Zinc cyanide is the inorganic compound with the formula Zn(CN)2. It is a white solid that is used mainly for electroplating zinc but also has more specialized applications for the synthesis of organic compounds.

Structure
In Zn(CN)2, zinc adopts the tetrahedral coordination environment, all linked by bridging cyanide ligands. The structure consists of two "interpenetrating" structures (blue and red in the picture above).  Such motifs are sometimes called "expanded  diamondoid" structures. Some forms of SiO2 adopt a similar structure, wherein the tetrahedral Si centres are linked by oxides. The cyanide group shows head to tail disorder with any zinc atom having between one and four carbon neighbours, and the remaining being nitrogen atoms. It shows one of the largest negative coefficients of thermal expansion (exceeding the previous record holder, zirconium tungstate).

Chemical properties
Typical for an inorganic polymer, Zn(CN)2 is insoluble in most solvents. The solid dissolves in, or more precisely, is degraded by, aqueous solutions of basic ligands such as hydroxide, ammonia, and additional cyanide to give anionic complexes.

Synthesis
Zn(CN)2 is easy to make by combining aqueous solutions of cyanide and zinc ions, for example via the double replacement reaction between KCN and ZnSO4:
 ZnSO4 + 2 KCN → Zn(CN)2 + K2SO4

For commercial applications, some effort is made to avoid halide impurities by using acetate salts of zinc:
 Zn(CH3COO)2 + HCN → Zn(CN)2 + 2 CH3COOH

Zinc cyanide is also produced as a byproduct of certain gold extraction methods.
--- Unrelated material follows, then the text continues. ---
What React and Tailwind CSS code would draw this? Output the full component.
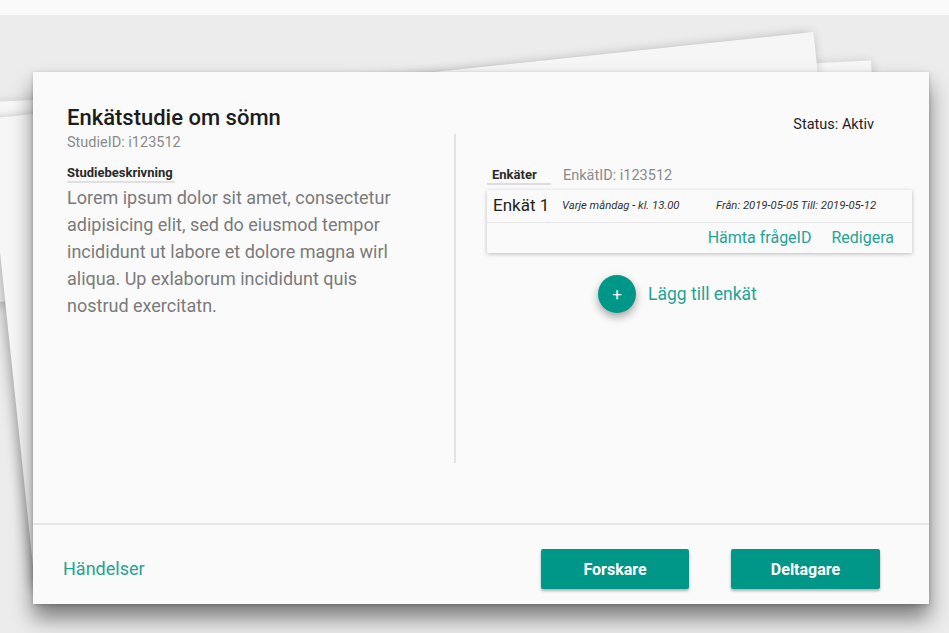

Procedures to isolate gold from aqueous gold cyanide sometimes call for the addition of zinc:
 2 [Au(CN)2]−  +  Zn   →   2 Au  +  Zn(CN)2  +  2 CN−

Applications

Electroplating
The main application of Zn(CN)2 is for electroplating of zinc from aqueous solutions containing additional cyanide.

Organic synthesis
Zn(CN)2 is used to introduce the formyl group in to aromatic compounds in the Gatterman reaction where it serves a convenient, safer, and non-gaseous alternative to HCN. Because the reaction uses HCl, Zn(CN)2 also supplies the reaction in situ with ZnCl2, a Lewis acid catalyst. Examples of Zn(CN)2 being used in this way include the synthesis of 2-hydroxy-1-naphthaldehyde and mesitaldehyde.

Zn(CN)2 is also employed as a catalyst for the cyanosilylation of aldehydes and ketones.